The crux of the comedy devolves from the disconnect that appears to exist between the various city bureaucracies that, at one time or another, are charged with dealing with food waste and the rat problem. The DEP has been given direct responsibility for developing a policy on food waste disposers and, as we have commented, appears to have an animus towards their use that transcends the empirical evidence of their supposed impact on the city's waste water treatment facilities.

It has been the intransigence of this agency that has stood in the way of getting the city council to initiate the pilot program envisioned by Intro 133, a measure that at one time had 33 co-sponsors. Given this bureaucratic obstinacy, and the opposition of a few environmental elitists, the mayor and the speaker struck a deal to put off any discussion of disposers until 2009 at the earliest.

All of this is given a new sharp relief, however, with the exposure of the public health crisis generated by the rat infestation at local food outlets. Now, as the Sun article highlights, we really need to take a second look at the use of FWDs to address the rodent invasion. But the article underscores the bureaucratic confusion. A spokesman for the DOH acknowledges that"rodents are on the prowl for food and are attracted to garbage," but he said that we wouldn't comment on the use of disposers "and said questions would be best directed at the Department of Environmental Protection."

The Sun goes on to point out that the indoor storage of garbage is a direct result of a 2003 Department of Sanitation program called "Operation Dumpster." A spokesman for this agency said that the program "was designed to keep dumpsters off sidewalks and to reduce smells on the street" (and prevent the visible rat activity that freaks folks out). In other words for public health reasons. The spokesperson wasn't asked what kind of impact the indoor storage of garbage in food preparation areas would have on rodent infestation, but it takes little imagination to hazard a guess here.
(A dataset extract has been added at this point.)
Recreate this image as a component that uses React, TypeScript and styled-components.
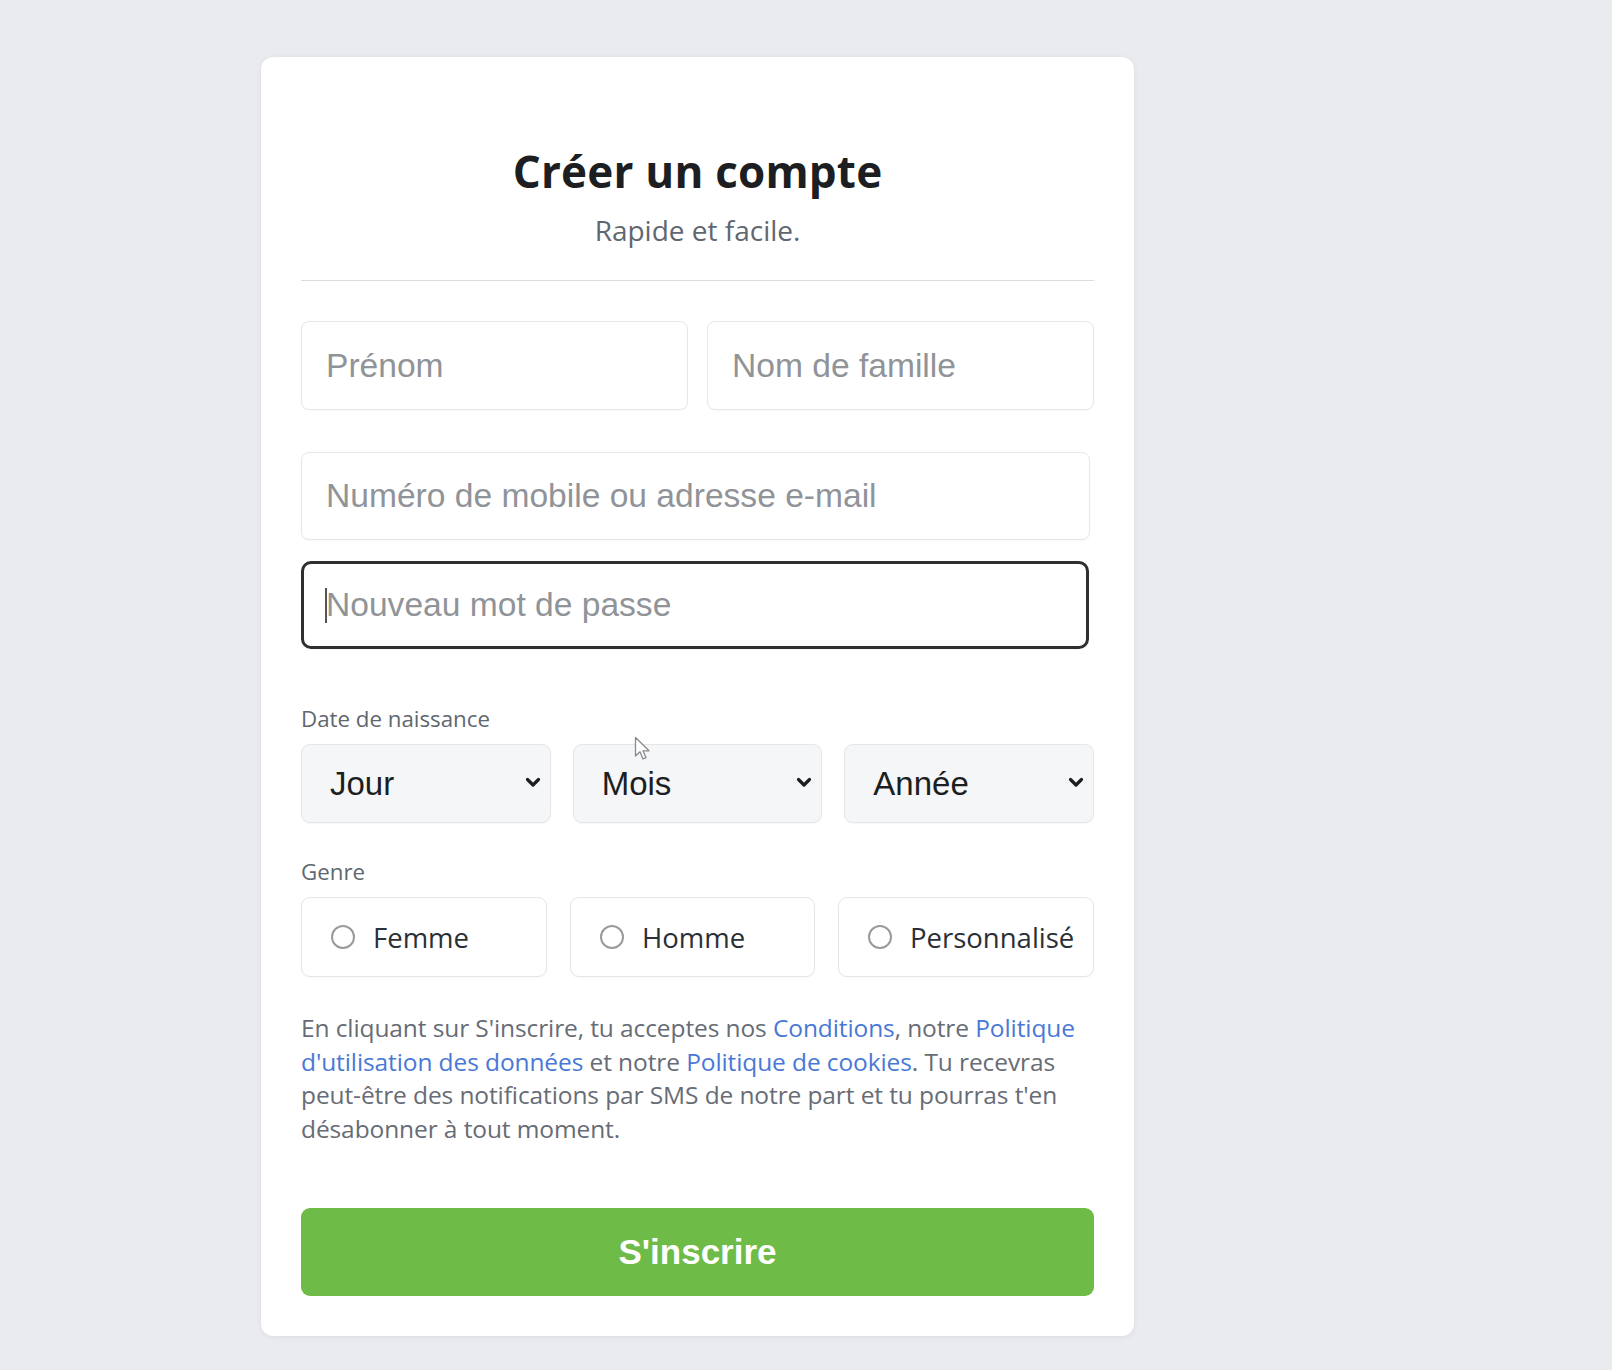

It is left to Luis Nunez of the Latino Restaurant Association to make sense of this "emperor's new clothes" situation: "We have tons and tons of solid, wet garbage...Garbage in restaurants is the no. 1 prime reason why you begin to have a rodent or roach infestation." In the case of this city, however, the concern for flora and fauna in the estuaries trumps the real seriousness of the health impacts of vermin infestation all over New York's neighborhoods.

It would seem that a mayor who has made public health his top priority, regardless of the costs, would see the imperative of bringing the food waste issue to a proper resolution. Instead, the one public health measure that would actually help business is resisted and the rat smorgasbord continues unabated.

Sunday, March 04, 2007

Fatheads Indeed!

In today's NY Daily News the paper editorializes in favor of the DOH rule to require fast food chains to post calorie counts on their menu boards. What disappoints us here is that the News Editorial Board has always been open about learning about both sides of an issue, and one of its best editorialists did in fact sit with us. Apparently he was unable to convey to the entire board the subtleties of the issue.

What is it about this particular issue that leads certain editorial writers to lash out in such ill-informed invective? You'd think that with the time some of these folks have to just sit and think about issues, they'd manage to at least get the basic facts of a controversial subject right.

You might think that, but you'd be wrong. In the case of the News' editorial we once again are confronted with folks who do not have even a rudimentary understanding of how the DOH rule will function in the fast food environment. To wit: The News talks about the fact that the regulation will be applied to the "caloric content of standard menu items," when over 60% of the items ordered in fast food outlets are not standard at all-they are customized.

The fact of customization means that they chains will be allowed to post a range (something that we have commented on before). This range will be thoroughly confusing and will not give the customer any real idea of the calories being consumed. This confusion is exacerbated by the fact that the calorie content of the dressings and condiments (not a charged menu item) wil not have to be listed, giving the customer who orders a 170 calorie salad a totally false picture if a, let's say, creamy Italian dressing is added.

The News, however, is not content to simply misconstrue the essence of the DOH rule. The paper also needed to caricature Joel Rivera, the sponsor of a more reasonable industry-friendly bill Rather than deal with the rationale behind the Rivera bill, failing to point out, for instance, that it requires point-of-purchase posting, the paper pointed out that the councilman was the same one that the News awarded its "Knucklehead Award" to when he proposed a zoning restriction on fast food outlets. To which it adds-"Enough Said"(as if this sarcastic obiter dictum was the final word on the state of political rectitude). Lots of self-absorption here.

So Rivera is ridiculed when he proposes limits on the fast food industry and is similarly chided when he advances industry-friendly legislation; and the News calls Rivera a knucklehead? The only piece of semi-information that the paper offers is he fact that patrons typically underestimate the number of calories that they are consuming when they eat at fast food outlets. The News goes on to say that, "...people make healthier choices if they know how many calories they are consuming."

Of course, what the News doesn't tell you is that: (1) most consumers don't know how many calories they should be eating, or (2) even what a calorie is- making this costly experimental "education" of fast food customers a charade. The paper also fails to point out that nutritionists are moving away from simplistic calorie information and the ill-informed consumer who needs around 2,000 calories a day might be tempted to consume 5 or 6 Hostess Snowballs a day, confident that he is meeting his daily allotment.

Behind all of this sarcastic derision ("dependent on peddling cheap calories to repeat patrons..."), is the fact that our editorial elites maintain a core animus toward fast foods. After all, "peddling" is the common adjective used in conjunction with drug dealers. So the 2300 outlets that employ around 100,000 New Yorkers and generate millions of tax dollars to the city treasury are ridiculed by folks that, we dare to say, never started a business and never contributed, as hundreds of fast food franchisees have, to the economic renaissance of many of the most blighted of the city's urban neighborhoods. Enough said!